È lo stesso artista romano a spiegare il bisogno di raccontare questa storia: "Si tratta di una storia avvolta da una cappa di silenzio che dura da decenni. Come cittadino sentivo il dovere di approfondire questa storia, mentre come artista sento il bisogno di portare in scena uno spunto di riflessione per la comunità".
Uno spettacolo che non ha colore politico, ma è solo narrazione storica come aggiunge Cristicchi: "Io sono schierato dalla parte di chi non ha voce. Questo spettacolo è stato travisato come una sorta di j'accuse nei confronti della lotta partigiana, ma non è così. A chi contesta, rivolgo l'invito di parlare di persona con i testimoni".

Una storia profonda e toccante quella narrata da Cristicchi, con protagonista il buffo archivista Persichetti, chiamato a catalogare ed archiviare tutti gli oggetti del Magazzino 18. Ma, una volta all'interno di esso, il protagonista dovrà fare i conti con i fantasmi di un passato a lungo taciuto, spiriti che raccontano, attraverso gli oggetti, storie di esuli e di "rimasti", storie di operai monfalconesi migrati in Jugoslavia e di prigionieri dei lager comunisti di Goli Otok.

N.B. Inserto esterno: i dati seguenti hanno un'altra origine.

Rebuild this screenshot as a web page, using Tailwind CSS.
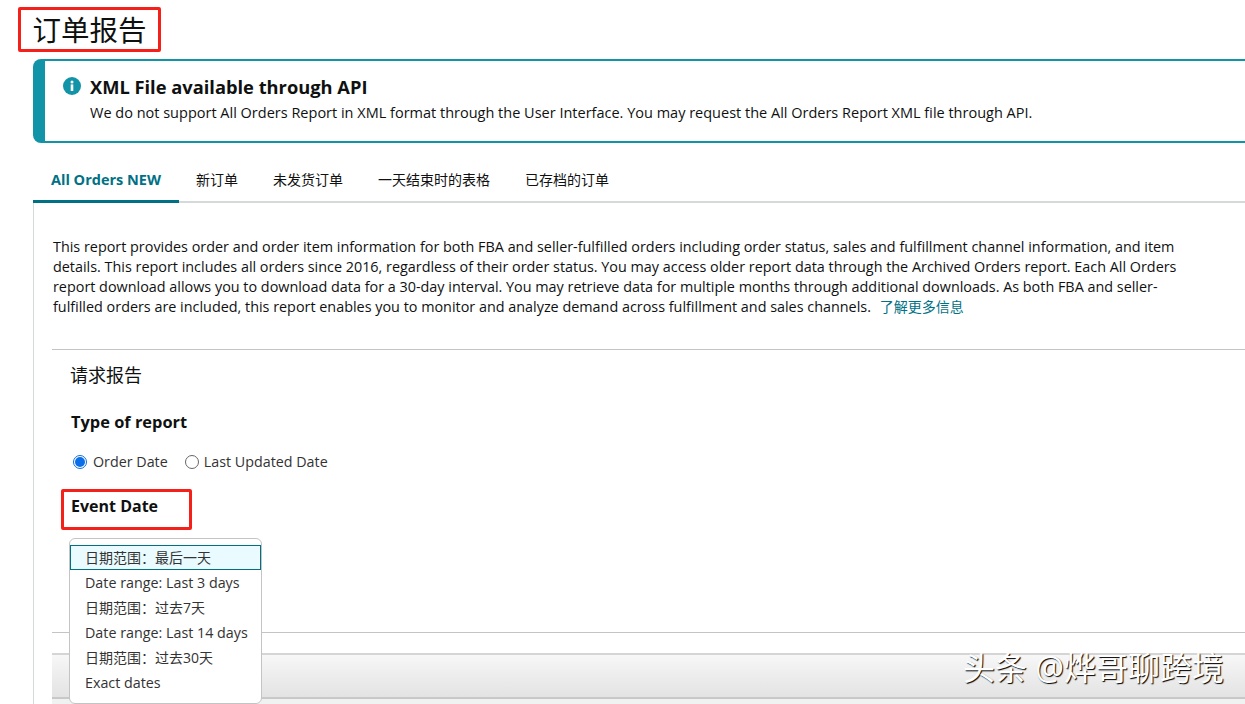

Eventi vissuti sulla pelle da una diretta testimone della vicenda, la signora Elsa, che con parole dolci e un linguaggio cortese, racconta pochi minuti prima dello spettacolo, come Cristicchi l'abbia commossa facendo quest'opera teatrale. Esserci, questa sera, ha per lei un significato diverso. Possiamo solo provare ad immaginarlo, ma non ci riusciremmo mai del tutto.
Una storia mai banale, diretta e potente. Una storia come tante di quelle raccontate da Cristicchi nel corso degli anni, attraverso le sue canzoni, i documentari, le opere teatrali.

Questo fa sentire Simone Cristicchi un artista non convenzionale nel panorama musicale italiano? "Effettivamente mi sono sempre sentito un outsider cercando sempre di reinventarmi, ma questa è una mia attitudine, non è essere snob. La musica permette di comunicare velocemente un messaggio, ed ho sempre cercato di comunicare messaggi che spingessero l'ascoltatore a riflettere".
E se Cristicchi dovesse in questo momento raccontare ad un bambino la storia dell'Italia attuale attraverso una sua canzone quale utilizzerebbe? "L'Italia di Piero, una canzone allegra e ironica".

Nonostante tutte le situazioni del momento, però, è doveroso avere fiducia nel domani. Questa fiducia Cristicchi la vede in quelle persone, soprattutto ragazzi e ragazze, che vanno a teatro, che riflettono, che cercano di apprendere il passato per comprendere al meglio il presente.
Sono quindi questi giovani la fiducia nel domani. Giovani che, attraverso l'apertura, la cultura del rispetto e dell'educazione nei confronti del prossimo, lo studio della storia per non dimenticare e non ripetere gli stessi errori del passato, sono la speranza di un domani migliore per l'Italia. E questa è forse, in cuor suo, anche la speranza della signora Elsa.